| RAW DATA |
>> BEGIN

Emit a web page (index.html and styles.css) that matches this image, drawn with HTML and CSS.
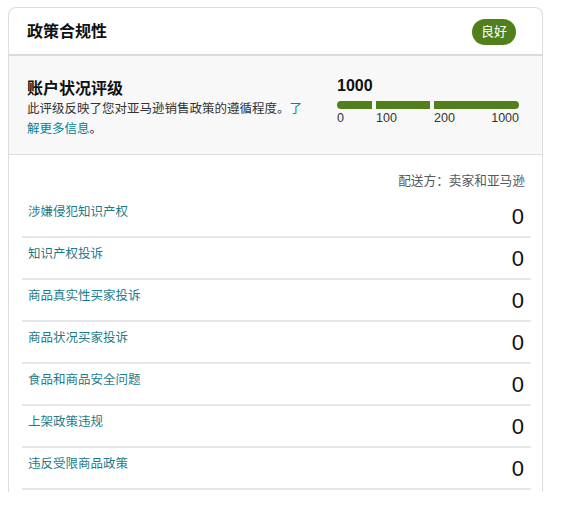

>> END
>> BEGIN

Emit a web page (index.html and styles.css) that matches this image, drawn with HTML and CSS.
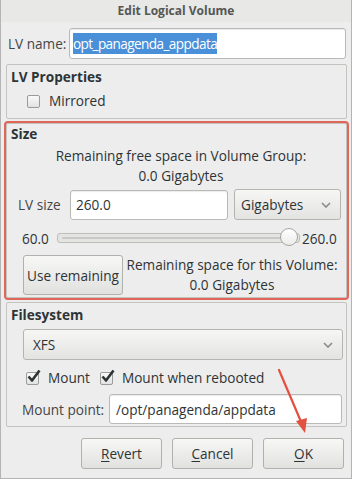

>> END
>> BEGIN

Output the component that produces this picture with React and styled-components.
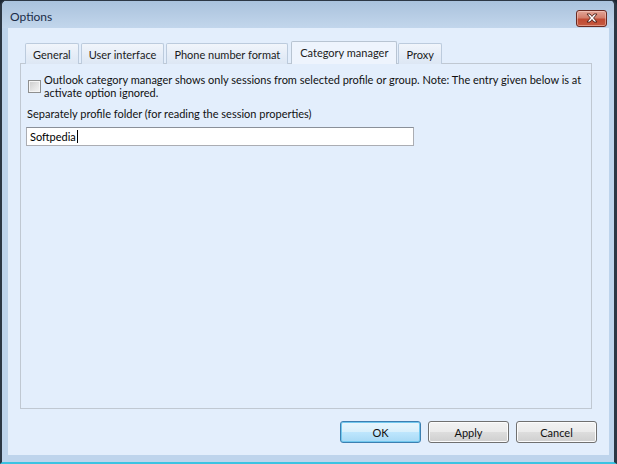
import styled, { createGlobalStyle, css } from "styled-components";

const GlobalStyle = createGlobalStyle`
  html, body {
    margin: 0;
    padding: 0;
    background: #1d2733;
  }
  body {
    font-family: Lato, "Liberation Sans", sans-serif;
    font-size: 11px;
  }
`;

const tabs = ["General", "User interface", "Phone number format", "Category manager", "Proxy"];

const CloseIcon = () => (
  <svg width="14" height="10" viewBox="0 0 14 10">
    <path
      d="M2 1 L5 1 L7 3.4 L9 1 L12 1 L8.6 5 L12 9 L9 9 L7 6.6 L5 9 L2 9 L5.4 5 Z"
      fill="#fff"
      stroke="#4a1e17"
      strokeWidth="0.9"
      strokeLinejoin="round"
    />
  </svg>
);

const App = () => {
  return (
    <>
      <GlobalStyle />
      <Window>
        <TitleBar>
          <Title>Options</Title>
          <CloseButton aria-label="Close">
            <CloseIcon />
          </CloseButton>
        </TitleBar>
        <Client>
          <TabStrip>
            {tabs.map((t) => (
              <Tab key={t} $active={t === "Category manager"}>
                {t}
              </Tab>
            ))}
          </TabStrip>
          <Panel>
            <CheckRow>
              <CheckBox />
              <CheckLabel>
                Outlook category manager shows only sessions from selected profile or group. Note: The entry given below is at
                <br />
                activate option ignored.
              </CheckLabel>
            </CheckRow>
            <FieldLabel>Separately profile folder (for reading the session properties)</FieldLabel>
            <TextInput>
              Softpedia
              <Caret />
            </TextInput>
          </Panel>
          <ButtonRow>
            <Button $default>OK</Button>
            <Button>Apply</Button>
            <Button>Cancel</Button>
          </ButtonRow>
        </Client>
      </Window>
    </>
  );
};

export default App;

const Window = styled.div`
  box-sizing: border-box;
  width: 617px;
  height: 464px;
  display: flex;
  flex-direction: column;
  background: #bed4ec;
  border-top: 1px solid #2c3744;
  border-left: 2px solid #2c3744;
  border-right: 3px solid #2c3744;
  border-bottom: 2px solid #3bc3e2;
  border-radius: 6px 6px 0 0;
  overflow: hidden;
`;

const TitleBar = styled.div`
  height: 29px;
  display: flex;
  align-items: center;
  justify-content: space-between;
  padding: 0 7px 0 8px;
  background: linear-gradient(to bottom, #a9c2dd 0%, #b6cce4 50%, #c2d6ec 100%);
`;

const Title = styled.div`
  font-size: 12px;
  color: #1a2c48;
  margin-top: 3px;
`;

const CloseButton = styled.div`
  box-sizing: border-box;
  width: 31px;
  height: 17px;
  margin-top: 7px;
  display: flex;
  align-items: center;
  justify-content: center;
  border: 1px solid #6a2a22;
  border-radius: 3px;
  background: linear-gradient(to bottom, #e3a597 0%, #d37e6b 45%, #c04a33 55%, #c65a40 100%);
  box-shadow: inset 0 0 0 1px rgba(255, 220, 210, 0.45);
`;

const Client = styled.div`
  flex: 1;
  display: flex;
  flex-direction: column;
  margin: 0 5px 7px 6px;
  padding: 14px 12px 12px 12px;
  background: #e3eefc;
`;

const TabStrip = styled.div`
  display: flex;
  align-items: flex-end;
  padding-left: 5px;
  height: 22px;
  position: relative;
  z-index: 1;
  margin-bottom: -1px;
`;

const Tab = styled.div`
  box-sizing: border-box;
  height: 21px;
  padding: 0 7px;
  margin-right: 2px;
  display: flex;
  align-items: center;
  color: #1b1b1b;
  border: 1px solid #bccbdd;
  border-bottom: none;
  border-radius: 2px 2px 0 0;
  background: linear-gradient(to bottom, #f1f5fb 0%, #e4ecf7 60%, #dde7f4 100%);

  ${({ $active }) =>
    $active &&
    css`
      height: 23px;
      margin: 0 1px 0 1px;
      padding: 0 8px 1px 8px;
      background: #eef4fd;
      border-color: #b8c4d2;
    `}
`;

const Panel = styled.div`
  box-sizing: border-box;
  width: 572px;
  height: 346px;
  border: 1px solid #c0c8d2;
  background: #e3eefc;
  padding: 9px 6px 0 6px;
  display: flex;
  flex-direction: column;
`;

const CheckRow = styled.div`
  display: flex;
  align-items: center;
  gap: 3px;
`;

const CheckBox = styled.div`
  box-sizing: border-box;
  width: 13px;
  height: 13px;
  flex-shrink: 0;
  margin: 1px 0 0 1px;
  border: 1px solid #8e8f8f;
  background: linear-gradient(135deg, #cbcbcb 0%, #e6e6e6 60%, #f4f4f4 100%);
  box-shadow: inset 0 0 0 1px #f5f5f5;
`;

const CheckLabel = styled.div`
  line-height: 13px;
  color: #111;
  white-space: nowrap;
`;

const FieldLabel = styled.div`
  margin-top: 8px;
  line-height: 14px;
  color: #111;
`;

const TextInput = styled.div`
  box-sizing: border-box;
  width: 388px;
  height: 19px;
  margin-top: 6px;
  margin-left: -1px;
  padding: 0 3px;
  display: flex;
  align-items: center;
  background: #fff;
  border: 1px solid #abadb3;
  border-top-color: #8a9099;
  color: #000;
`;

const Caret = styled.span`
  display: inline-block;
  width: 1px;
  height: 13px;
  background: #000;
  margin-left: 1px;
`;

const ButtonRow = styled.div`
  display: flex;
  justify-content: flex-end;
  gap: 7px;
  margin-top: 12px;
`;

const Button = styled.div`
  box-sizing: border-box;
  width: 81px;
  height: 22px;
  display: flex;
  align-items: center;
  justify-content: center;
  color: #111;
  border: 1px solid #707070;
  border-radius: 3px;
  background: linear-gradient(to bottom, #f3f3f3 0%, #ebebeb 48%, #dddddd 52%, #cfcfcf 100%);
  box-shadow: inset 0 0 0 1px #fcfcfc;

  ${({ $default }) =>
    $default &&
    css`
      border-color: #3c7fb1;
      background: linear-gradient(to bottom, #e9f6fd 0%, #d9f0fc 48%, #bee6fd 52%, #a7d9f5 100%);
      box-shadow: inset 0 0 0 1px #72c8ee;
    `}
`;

>> END

Pull out all lines containing the word "components" from the entries above.

Output the component that produces this picture with React and styled-components.
import styled, { createGlobalStyle, css } from "styled-components";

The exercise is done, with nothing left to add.